[Web page code records]
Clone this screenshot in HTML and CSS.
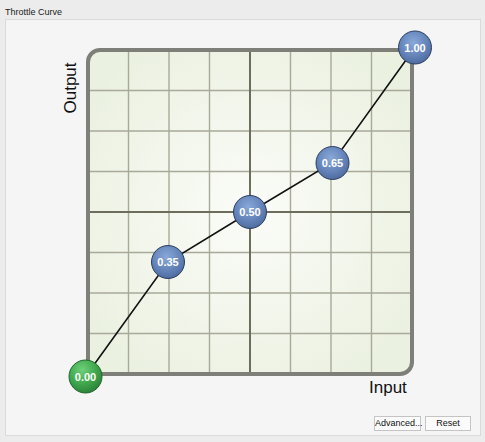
FILE: index.html
```html
<!DOCTYPE html>
<html>
<head>
<meta charset="utf-8">
<link rel="stylesheet" href="styles.css">
</head>
<body>
<div class="window">
  <div class="group-title">Throttle Curve</div>
  <div class="group">
    <svg class="curve" width="475" height="392" viewBox="6 20 475 392" xmlns="http://www.w3.org/2000/svg">
      <defs>
        <radialGradient id="bg" cx="50%" cy="50%" r="60%">
          <stop offset="0" stop-color="#fbfcf8"/>
          <stop offset="1" stop-color="#ebf1e1"/>
        </radialGradient>
        <radialGradient id="blue" cx="45%" cy="35%" r="70%">
          <stop offset="0" stop-color="#8aa8d8"/>
          <stop offset="0.6" stop-color="#6383b9"/>
          <stop offset="1" stop-color="#4a679a"/>
        </radialGradient>
        <radialGradient id="green" cx="40%" cy="30%" r="70%">
          <stop offset="0" stop-color="#6fd07a"/>
          <stop offset="0.55" stop-color="#42ab4f"/>
          <stop offset="1" stop-color="#2e8539"/>
        </radialGradient>
      </defs>
      <rect x="88" y="50" width="324" height="324" rx="12" fill="url(#bg)"/>
      <g class="grid">
        <line x1="128.5" y1="50" x2="128.5" y2="374"/>
        <line x1="169" y1="50" x2="169" y2="374"/>
        <line x1="209.5" y1="50" x2="209.5" y2="374"/>
        <line x1="290.5" y1="50" x2="290.5" y2="374"/>
        <line x1="331" y1="50" x2="331" y2="374"/>
        <line x1="371.5" y1="50" x2="371.5" y2="374"/>
        <line x1="88" y1="90.5" x2="412" y2="90.5"/>
        <line x1="88" y1="131" x2="412" y2="131"/>
        <line x1="88" y1="171.5" x2="412" y2="171.5"/>
        <line x1="88" y1="252.5" x2="412" y2="252.5"/>
        <line x1="88" y1="293" x2="412" y2="293"/>
        <line x1="88" y1="333.5" x2="412" y2="333.5"/>
      </g>
      <g class="axis">
        <line x1="250" y1="50" x2="250" y2="374"/>
        <line x1="88" y1="212" x2="412" y2="212"/>
      </g>
      <rect class="frame" x="88" y="50" width="324" height="324" rx="12"/>
      <text class="label" transform="translate(76 88) rotate(-90)" text-anchor="middle">Output</text>
      <text class="label" x="369" y="393">Input</text>
      <polyline class="curve-line" points="85.5,376.5 168,262 250,212 332.5,162.5 415,47.5"/>
      <g class="pt">
        <circle cx="85.5" cy="376.5" r="16.5" fill="url(#green)" stroke="#22662c"/>
        <text x="85.5" y="380.5">0.00</text>
      </g>
      <g class="pt">
        <circle cx="168" cy="262" r="16.5" fill="url(#blue)" stroke="#2c3f60"/>
        <text x="168" y="266">0.35</text>
      </g>
      <g class="pt">
        <circle cx="250" cy="212" r="16.5" fill="url(#blue)" stroke="#2c3f60"/>
        <text x="250" y="216">0.50</text>
      </g>
      <g class="pt">
        <circle cx="332.5" cy="163" r="16.5" fill="url(#blue)" stroke="#2c3f60"/>
        <text x="332.5" y="167">0.65</text>
      </g>
      <g class="pt">
        <circle cx="415" cy="47.5" r="16.5" fill="url(#blue)" stroke="#2c3f60"/>
        <text x="415" y="51.5">1.00</text>
      </g>
    </svg>
    <div class="buttons">
      <button class="btn">Advanced...</button>
      <button class="btn btn-reset">Reset</button>
    </div>
  </div>
</div>
</body>
</html>
```

FILE: styles.css
```css
html, body {
  margin: 0;
  padding: 0;
  background: #ececec;
  font-family: "Liberation Sans", Arial, sans-serif;
}
.window {
  width: 485px;
  height: 442px;
  box-sizing: border-box;
  padding: 6px 4px 0 5px;
  display: flex;
  flex-direction: column;
}
.group-title {
  font-size: 9px;
  line-height: 12px;
  color: #1a1a1a;
  margin-bottom: 1px;
}
.group {
  height: 417px;
  box-sizing: border-box;
  border: 1px solid #dadada;
  background: #f5f5f5;
  display: flex;
  flex-direction: column;
}
.curve {
  display: block;
}
.grid line {
  stroke: #a9a999;
  stroke-width: 1.4;
}
.axis line {
  stroke: #6d6d5c;
  stroke-width: 2;
}
.frame {
  fill: none;
  stroke: #7f7f7a;
  stroke-width: 4;
}
.label {
  font-family: "Liberation Sans", Arial, sans-serif;
  font-size: 17px;
  fill: #111;
}
.curve-line {
  fill: none;
  stroke: #111;
  stroke-width: 1.6;
}
.pt text {
  font-family: "Liberation Sans", Arial, sans-serif;
  font-size: 11px;
  font-weight: bold;
  fill: #fff;
  text-anchor: middle;
}
.buttons {
  display: flex;
  justify-content: flex-end;
  gap: 4px;
  padding-right: 9px;
  margin-top: 4px;
}
.btn {
  height: 15px;
  padding: 0;
  border: 1px solid #c4c4c4;
  background: #fbfbfb;
  font-family: "Liberation Sans", Arial, sans-serif;
  font-size: 9px;
  color: #111;
  width: 47px;
  line-height: 13px;
}
.btn-reset {
  width: 46px;
}
```
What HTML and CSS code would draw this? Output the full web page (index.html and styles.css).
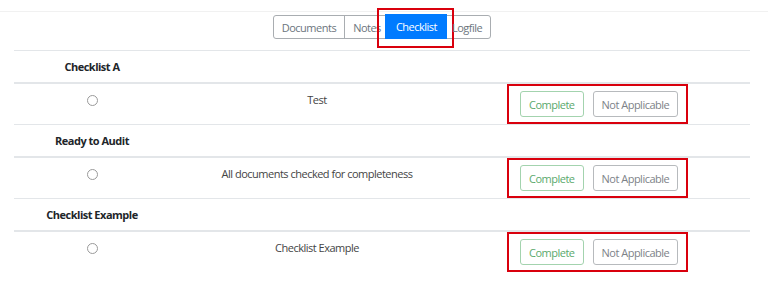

* _Exercise_: Make an exact copy of the data above, pictures excluded.

* _Solution to this task_:
Clone this screenshot in HTML and CSS.
FILE: index.html
```html
<!DOCTYPE html>
<html>
<head>
<meta charset="utf-8">
<link rel="stylesheet" href="styles.css">
</head>
<body>
<div class="window">
  <div class="group-title">Throttle Curve</div>
  <div class="group">
    <svg class="curve" width="475" height="392" viewBox="6 20 475 392" xmlns="http://www.w3.org/2000/svg">
      <defs>
        <radialGradient id="bg" cx="50%" cy="50%" r="60%">
          <stop offset="0" stop-color="#fbfcf8"/>
          <stop offset="1" stop-color="#ebf1e1"/>
        </radialGradient>
        <radialGradient id="blue" cx="45%" cy="35%" r="70%">
          <stop offset="0" stop-color="#8aa8d8"/>
          <stop offset="0.6" stop-color="#6383b9"/>
          <stop offset="1" stop-color="#4a679a"/>
        </radialGradient>
        <radialGradient id="green" cx="40%" cy="30%" r="70%">
          <stop offset="0" stop-color="#6fd07a"/>
          <stop offset="0.55" stop-color="#42ab4f"/>
          <stop offset="1" stop-color="#2e8539"/>
        </radialGradient>
      </defs>
      <rect x="88" y="50" width="324" height="324" rx="12" fill="url(#bg)"/>
      <g class="grid">
        <line x1="128.5" y1="50" x2="128.5" y2="374"/>
        <line x1="169" y1="50" x2="169" y2="374"/>
        <line x1="209.5" y1="50" x2="209.5" y2="374"/>
        <line x1="290.5" y1="50" x2="290.5" y2="374"/>
        <line x1="331" y1="50" x2="331" y2="374"/>
        <line x1="371.5" y1="50" x2="371.5" y2="374"/>
        <line x1="88" y1="90.5" x2="412" y2="90.5"/>
        <line x1="88" y1="131" x2="412" y2="131"/>
        <line x1="88" y1="171.5" x2="412" y2="171.5"/>
        <line x1="88" y1="252.5" x2="412" y2="252.5"/>
        <line x1="88" y1="293" x2="412" y2="293"/>
        <line x1="88" y1="333.5" x2="412" y2="333.5"/>
      </g>
      <g class="axis">
        <line x1="250" y1="50" x2="250" y2="374"/>
        <line x1="88" y1="212" x2="412" y2="212"/>
      </g>
      <rect class="frame" x="88" y="50" width="324" height="324" rx="12"/>
      <text class="label" transform="translate(76 88) rotate(-90)" text-anchor="middle">Output</text>
      <text class="label" x="369" y="393">Input</text>
      <polyline class="curve-line" points="85.5,376.5 168,262 250,212 332.5,162.5 415,47.5"/>
      <g class="pt">
        <circle cx="85.5" cy="376.5" r="16.5" fill="url(#green)" stroke="#22662c"/>
        <text x="85.5" y="380.5">0.00</text>
      </g>
      <g class="pt">
        <circle cx="168" cy="262" r="16.5" fill="url(#blue)" stroke="#2c3f60"/>
        <text x="168" y="266">0.35</text>
      </g>
      <g class="pt">
        <circle cx="250" cy="212" r="16.5" fill="url(#blue)" stroke="#2c3f60"/>
        <text x="250" y="216">0.50</text>
      </g>
      <g class="pt">
        <circle cx="332.5" cy="163" r="16.5" fill="url(#blue)" stroke="#2c3f60"/>
        <text x="332.5" y="167">0.65</text>
      </g>
      <g class="pt">
        <circle cx="415" cy="47.5" r="16.5" fill="url(#blue)" stroke="#2c3f60"/>
        <text x="415" y="51.5">1.00</text>
      </g>
    </svg>
    <div class="buttons">
      <button class="btn">Advanced...</button>
      <button class="btn btn-reset">Reset</button>
    </div>
  </div>
</div>
</body>
</html>
```

FILE: styles.css
```css
html, body {
  margin: 0;
  padding: 0;
  background: #ececec;
  font-family: "Liberation Sans", Arial, sans-serif;
}
.window {
  width: 485px;
  height: 442px;
  box-sizing: border-box;
  padding: 6px 4px 0 5px;
  display: flex;
  flex-direction: column;
}
.group-title {
  font-size: 9px;
  line-height: 12px;
  color: #1a1a1a;
  margin-bottom: 1px;
}
.group {
  height: 417px;
  box-sizing: border-box;
  border: 1px solid #dadada;
  background: #f5f5f5;
  display: flex;
  flex-direction: column;
}
.curve {
  display: block;
}
.grid line {
  stroke: #a9a999;
  stroke-width: 1.4;
}
.axis line {
  stroke: #6d6d5c;
  stroke-width: 2;
}
.frame {
  fill: none;
  stroke: #7f7f7a;
  stroke-width: 4;
}
.label {
  font-family: "Liberation Sans", Arial, sans-serif;
  font-size: 17px;
  fill: #111;
}
.curve-line {
  fill: none;
  stroke: #111;
  stroke-width: 1.6;
}
.pt text {
  font-family: "Liberation Sans", Arial, sans-serif;
  font-size: 11px;
  font-weight: bold;
  fill: #fff;
  text-anchor: middle;
}
.buttons {
  display: flex;
  justify-content: flex-end;
  gap: 4px;
  padding-right: 9px;
  margin-top: 4px;
}
.btn {
  height: 15px;
  padding: 0;
  border: 1px solid #c4c4c4;
  background: #fbfbfb;
  font-family: "Liberation Sans", Arial, sans-serif;
  font-size: 9px;
  color: #111;
  width: 47px;
  line-height: 13px;
}
.btn-reset {
  width: 46px;
}
```
What HTML and CSS code would draw this? Output the full web page (index.html and styles.css).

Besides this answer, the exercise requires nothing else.